*** Raw data ***

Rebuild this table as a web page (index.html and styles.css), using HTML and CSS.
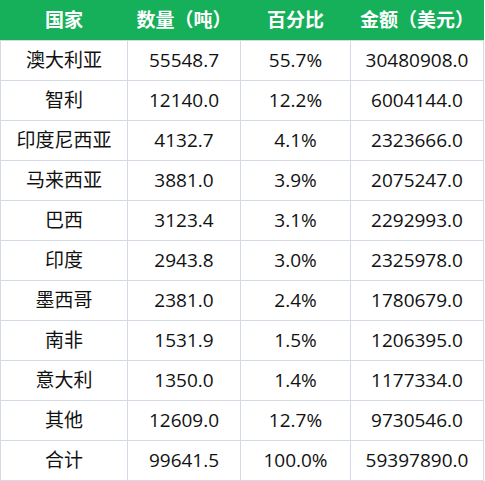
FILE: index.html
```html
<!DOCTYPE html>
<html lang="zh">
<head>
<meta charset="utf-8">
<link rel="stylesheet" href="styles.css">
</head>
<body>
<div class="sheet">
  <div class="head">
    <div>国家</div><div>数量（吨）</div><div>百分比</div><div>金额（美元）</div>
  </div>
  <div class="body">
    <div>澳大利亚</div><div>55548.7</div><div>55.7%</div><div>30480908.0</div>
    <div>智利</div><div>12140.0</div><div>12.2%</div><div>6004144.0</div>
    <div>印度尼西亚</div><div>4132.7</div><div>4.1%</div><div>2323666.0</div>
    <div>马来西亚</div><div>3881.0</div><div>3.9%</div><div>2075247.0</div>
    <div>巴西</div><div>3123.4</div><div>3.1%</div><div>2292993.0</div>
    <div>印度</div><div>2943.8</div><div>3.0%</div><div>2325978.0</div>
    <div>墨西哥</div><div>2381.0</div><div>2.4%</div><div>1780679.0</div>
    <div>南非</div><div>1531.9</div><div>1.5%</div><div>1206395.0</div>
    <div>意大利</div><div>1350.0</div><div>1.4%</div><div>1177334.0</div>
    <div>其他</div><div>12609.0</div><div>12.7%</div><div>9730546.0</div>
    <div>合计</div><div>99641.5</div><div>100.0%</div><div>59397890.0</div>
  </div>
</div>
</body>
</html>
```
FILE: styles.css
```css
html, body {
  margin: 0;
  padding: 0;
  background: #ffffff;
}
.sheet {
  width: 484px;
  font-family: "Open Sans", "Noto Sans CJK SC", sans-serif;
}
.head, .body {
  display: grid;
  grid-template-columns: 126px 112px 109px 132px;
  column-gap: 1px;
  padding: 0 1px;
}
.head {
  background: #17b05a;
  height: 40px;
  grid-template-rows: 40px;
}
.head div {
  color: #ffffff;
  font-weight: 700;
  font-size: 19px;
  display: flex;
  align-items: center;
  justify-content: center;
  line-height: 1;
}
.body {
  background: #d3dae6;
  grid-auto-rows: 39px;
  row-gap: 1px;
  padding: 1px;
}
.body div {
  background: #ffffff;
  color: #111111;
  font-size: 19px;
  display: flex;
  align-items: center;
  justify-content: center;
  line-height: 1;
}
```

***

Aim of the task:
Transcribe the full listing above exactly, with the images removed.

Finished exercise:
Rebuild this table as a web page (index.html and styles.css), using HTML and CSS.
FILE: index.html
```html
<!DOCTYPE html>
<html lang="zh">
<head>
<meta charset="utf-8">
<link rel="stylesheet" href="styles.css">
</head>
<body>
<div class="sheet">
  <div class="head">
    <div>国家</div><div>数量（吨）</div><div>百分比</div><div>金额（美元）</div>
  </div>
  <div class="body">
    <div>澳大利亚</div><div>55548.7</div><div>55.7%</div><div>30480908.0</div>
    <div>智利</div><div>12140.0</div><div>12.2%</div><div>6004144.0</div>
    <div>印度尼西亚</div><div>4132.7</div><div>4.1%</div><div>2323666.0</div>
    <div>马来西亚</div><div>3881.0</div><div>3.9%</div><div>2075247.0</div>
    <div>巴西</div><div>3123.4</div><div>3.1%</div><div>2292993.0</div>
    <div>印度</div><div>2943.8</div><div>3.0%</div><div>2325978.0</div>
    <div>墨西哥</div><div>2381.0</div><div>2.4%</div><div>1780679.0</div>
    <div>南非</div><div>1531.9</div><div>1.5%</div><div>1206395.0</div>
    <div>意大利</div><div>1350.0</div><div>1.4%</div><div>1177334.0</div>
    <div>其他</div><div>12609.0</div><div>12.7%</div><div>9730546.0</div>
    <div>合计</div><div>99641.5</div><div>100.0%</div><div>59397890.0</div>
  </div>
</div>
</body>
</html>
```
FILE: styles.css
```css
html, body {
  margin: 0;
  padding: 0;
  background: #ffffff;
}
.sheet {
  width: 484px;
  font-family: "Open Sans", "Noto Sans CJK SC", sans-serif;
}
.head, .body {
  display: grid;
  grid-template-columns: 126px 112px 109px 132px;
  column-gap: 1px;
  padding: 0 1px;
}
.head {
  background: #17b05a;
  height: 40px;
  grid-template-rows: 40px;
}
.head div {
  color: #ffffff;
  font-weight: 700;
  font-size: 19px;
  display: flex;
  align-items: center;
  justify-content: center;
  line-height: 1;
}
.body {
  background: #d3dae6;
  grid-auto-rows: 39px;
  row-gap: 1px;
  padding: 1px;
}
.body div {
  background: #ffffff;
  color: #111111;
  font-size: 19px;
  display: flex;
  align-items: center;
  justify-content: center;
  line-height: 1;
}
```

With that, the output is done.